**Task prompt:**
Pick out each line in these entries that contains the string "with".

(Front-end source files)

★ ★ ★ ★

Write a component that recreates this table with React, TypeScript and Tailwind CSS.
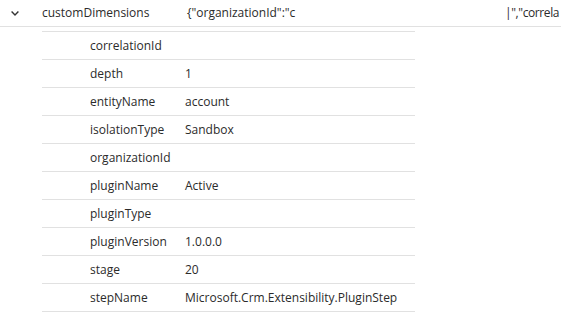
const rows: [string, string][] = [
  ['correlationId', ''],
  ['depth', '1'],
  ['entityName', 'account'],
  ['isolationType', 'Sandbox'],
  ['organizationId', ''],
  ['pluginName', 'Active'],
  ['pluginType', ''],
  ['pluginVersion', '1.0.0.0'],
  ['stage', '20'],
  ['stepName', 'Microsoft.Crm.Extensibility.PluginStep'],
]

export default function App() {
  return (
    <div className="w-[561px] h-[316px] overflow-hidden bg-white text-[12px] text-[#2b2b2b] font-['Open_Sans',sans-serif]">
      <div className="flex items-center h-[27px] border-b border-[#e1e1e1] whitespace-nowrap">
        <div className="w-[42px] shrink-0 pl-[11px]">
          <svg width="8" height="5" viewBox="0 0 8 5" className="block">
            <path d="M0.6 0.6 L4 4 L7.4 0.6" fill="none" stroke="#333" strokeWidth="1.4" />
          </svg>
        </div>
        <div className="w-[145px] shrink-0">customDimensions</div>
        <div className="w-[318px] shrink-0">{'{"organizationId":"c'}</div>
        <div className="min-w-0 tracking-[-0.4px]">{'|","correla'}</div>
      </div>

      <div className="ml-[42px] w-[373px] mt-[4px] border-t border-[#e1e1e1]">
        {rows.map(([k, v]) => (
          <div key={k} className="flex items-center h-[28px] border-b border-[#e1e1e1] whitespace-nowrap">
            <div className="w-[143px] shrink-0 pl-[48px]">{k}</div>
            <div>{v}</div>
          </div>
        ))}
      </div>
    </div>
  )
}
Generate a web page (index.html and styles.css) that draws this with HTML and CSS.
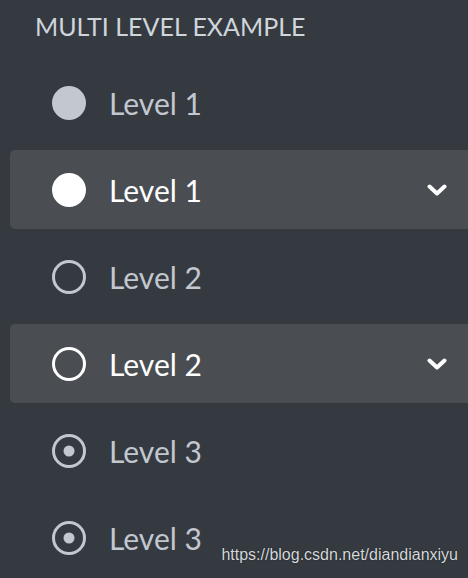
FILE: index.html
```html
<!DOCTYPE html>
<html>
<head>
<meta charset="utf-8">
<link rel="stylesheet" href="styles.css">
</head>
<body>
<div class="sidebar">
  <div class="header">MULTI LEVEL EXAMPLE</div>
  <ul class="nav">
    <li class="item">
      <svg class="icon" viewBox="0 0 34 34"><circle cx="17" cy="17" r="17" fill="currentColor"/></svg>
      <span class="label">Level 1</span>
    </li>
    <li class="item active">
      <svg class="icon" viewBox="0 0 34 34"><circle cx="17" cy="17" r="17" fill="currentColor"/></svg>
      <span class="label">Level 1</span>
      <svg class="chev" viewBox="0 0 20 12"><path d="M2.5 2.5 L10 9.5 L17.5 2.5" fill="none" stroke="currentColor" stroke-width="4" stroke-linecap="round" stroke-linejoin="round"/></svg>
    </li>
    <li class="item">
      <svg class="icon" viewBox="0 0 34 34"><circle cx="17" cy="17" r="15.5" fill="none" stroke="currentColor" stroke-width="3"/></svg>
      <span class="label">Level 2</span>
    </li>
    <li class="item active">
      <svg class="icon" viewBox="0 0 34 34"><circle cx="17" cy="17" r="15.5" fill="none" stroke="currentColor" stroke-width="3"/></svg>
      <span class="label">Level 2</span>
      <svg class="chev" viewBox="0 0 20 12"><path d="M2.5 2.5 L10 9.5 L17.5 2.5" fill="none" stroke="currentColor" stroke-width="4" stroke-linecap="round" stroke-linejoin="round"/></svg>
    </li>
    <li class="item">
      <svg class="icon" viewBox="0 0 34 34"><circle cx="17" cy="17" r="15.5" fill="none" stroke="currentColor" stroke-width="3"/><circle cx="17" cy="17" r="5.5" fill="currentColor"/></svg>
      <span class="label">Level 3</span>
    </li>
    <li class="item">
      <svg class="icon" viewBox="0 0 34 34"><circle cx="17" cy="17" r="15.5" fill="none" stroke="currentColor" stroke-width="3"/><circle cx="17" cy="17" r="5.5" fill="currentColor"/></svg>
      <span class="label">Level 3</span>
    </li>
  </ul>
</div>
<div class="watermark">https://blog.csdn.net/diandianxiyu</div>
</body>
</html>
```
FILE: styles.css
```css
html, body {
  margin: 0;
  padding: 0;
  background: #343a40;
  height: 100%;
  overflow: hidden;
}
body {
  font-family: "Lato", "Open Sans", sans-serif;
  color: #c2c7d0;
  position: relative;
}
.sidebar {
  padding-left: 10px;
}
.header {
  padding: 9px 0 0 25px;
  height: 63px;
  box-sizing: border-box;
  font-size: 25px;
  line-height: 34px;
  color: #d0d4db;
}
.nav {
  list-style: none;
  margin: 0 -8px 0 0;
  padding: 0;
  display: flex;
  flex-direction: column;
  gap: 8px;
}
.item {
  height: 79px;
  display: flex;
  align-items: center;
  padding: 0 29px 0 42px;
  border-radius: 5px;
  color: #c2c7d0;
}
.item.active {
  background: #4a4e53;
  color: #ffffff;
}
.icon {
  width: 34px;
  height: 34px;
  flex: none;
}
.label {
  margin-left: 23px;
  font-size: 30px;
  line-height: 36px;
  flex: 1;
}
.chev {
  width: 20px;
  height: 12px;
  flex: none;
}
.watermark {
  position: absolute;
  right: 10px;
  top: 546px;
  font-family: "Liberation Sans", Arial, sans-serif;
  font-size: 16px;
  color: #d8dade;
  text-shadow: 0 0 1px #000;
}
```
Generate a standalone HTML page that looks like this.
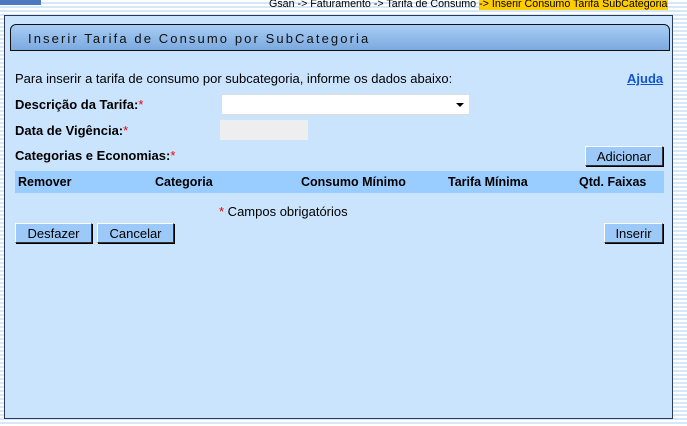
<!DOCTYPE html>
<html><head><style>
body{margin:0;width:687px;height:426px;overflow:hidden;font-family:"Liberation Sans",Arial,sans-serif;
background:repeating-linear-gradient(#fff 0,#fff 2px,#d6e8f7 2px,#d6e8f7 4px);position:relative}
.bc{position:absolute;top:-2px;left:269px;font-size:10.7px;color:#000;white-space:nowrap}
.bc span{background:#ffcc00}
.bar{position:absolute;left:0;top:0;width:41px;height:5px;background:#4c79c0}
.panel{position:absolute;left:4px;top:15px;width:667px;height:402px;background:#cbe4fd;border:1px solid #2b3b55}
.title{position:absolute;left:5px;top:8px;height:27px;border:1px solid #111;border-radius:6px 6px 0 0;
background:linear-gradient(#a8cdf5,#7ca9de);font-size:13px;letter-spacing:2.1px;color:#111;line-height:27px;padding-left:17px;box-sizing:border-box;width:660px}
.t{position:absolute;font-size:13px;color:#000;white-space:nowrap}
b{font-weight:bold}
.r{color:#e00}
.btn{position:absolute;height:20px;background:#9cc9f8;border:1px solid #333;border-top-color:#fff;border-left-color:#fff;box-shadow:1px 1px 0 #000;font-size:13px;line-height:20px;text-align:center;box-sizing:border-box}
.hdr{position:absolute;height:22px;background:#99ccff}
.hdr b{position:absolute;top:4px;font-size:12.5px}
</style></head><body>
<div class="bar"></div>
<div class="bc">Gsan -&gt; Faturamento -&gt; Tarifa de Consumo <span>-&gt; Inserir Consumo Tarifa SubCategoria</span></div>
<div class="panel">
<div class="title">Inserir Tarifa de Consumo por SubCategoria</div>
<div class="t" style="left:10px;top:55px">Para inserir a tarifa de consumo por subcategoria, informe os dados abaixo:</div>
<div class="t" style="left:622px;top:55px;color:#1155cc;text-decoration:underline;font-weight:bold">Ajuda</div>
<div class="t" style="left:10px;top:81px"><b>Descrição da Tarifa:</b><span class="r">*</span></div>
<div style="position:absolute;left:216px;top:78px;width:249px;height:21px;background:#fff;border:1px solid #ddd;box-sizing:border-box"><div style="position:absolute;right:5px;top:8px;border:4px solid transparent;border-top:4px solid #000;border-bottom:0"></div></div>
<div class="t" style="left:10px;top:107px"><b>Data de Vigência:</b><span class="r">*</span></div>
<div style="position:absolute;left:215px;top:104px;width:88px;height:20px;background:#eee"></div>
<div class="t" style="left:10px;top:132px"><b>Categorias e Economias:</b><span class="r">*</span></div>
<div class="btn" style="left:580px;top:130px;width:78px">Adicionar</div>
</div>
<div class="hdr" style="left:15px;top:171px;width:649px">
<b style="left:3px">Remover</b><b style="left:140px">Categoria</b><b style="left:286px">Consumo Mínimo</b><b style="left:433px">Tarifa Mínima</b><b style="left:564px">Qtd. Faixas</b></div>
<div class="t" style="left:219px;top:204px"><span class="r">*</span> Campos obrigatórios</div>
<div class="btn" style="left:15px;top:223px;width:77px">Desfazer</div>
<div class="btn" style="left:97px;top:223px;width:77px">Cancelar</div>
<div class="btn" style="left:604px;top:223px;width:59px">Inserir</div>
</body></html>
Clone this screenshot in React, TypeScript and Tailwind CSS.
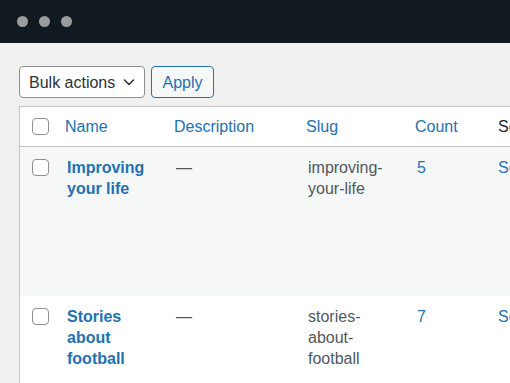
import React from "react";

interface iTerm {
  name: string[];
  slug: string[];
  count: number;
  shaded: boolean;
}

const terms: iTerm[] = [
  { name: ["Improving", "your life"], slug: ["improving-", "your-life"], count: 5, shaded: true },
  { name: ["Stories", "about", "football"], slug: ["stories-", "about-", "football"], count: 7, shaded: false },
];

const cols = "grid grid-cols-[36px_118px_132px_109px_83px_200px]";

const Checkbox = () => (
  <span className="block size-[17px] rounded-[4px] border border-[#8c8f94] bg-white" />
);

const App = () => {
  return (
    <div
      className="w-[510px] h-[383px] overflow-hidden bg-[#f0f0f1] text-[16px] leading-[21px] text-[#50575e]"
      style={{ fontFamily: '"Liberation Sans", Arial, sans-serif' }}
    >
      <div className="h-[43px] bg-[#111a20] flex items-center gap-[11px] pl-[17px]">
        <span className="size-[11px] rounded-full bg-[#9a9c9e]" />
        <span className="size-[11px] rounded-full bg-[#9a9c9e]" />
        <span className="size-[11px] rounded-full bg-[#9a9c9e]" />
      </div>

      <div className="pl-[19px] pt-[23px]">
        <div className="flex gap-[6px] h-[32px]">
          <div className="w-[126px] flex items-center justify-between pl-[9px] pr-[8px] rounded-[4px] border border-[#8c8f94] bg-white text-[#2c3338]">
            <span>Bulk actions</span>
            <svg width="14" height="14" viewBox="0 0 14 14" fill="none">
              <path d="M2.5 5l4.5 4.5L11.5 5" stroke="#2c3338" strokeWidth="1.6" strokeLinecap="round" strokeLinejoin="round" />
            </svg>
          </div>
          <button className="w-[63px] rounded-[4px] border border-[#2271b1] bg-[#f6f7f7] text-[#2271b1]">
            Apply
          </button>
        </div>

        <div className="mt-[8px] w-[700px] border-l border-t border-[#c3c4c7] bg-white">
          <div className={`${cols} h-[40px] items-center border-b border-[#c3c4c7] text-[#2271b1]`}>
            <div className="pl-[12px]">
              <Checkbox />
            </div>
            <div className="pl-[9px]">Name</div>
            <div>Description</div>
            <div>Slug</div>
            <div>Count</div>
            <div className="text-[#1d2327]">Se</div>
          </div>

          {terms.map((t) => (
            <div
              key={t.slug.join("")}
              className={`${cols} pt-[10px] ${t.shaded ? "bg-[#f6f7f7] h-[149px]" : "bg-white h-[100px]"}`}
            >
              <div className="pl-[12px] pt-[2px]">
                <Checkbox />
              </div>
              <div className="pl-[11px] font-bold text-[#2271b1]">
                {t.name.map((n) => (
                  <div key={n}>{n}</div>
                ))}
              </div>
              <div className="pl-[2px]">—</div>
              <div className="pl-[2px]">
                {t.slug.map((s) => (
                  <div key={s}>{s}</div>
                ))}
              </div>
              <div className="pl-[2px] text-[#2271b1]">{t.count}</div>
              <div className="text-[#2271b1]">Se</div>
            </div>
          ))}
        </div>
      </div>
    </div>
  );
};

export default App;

★ ★ ★ ★

**Problem solution:**
Write a component that recreates this table with React, TypeScript and Tailwind CSS.
Generate a web page (index.html and styles.css) that draws this with HTML and CSS.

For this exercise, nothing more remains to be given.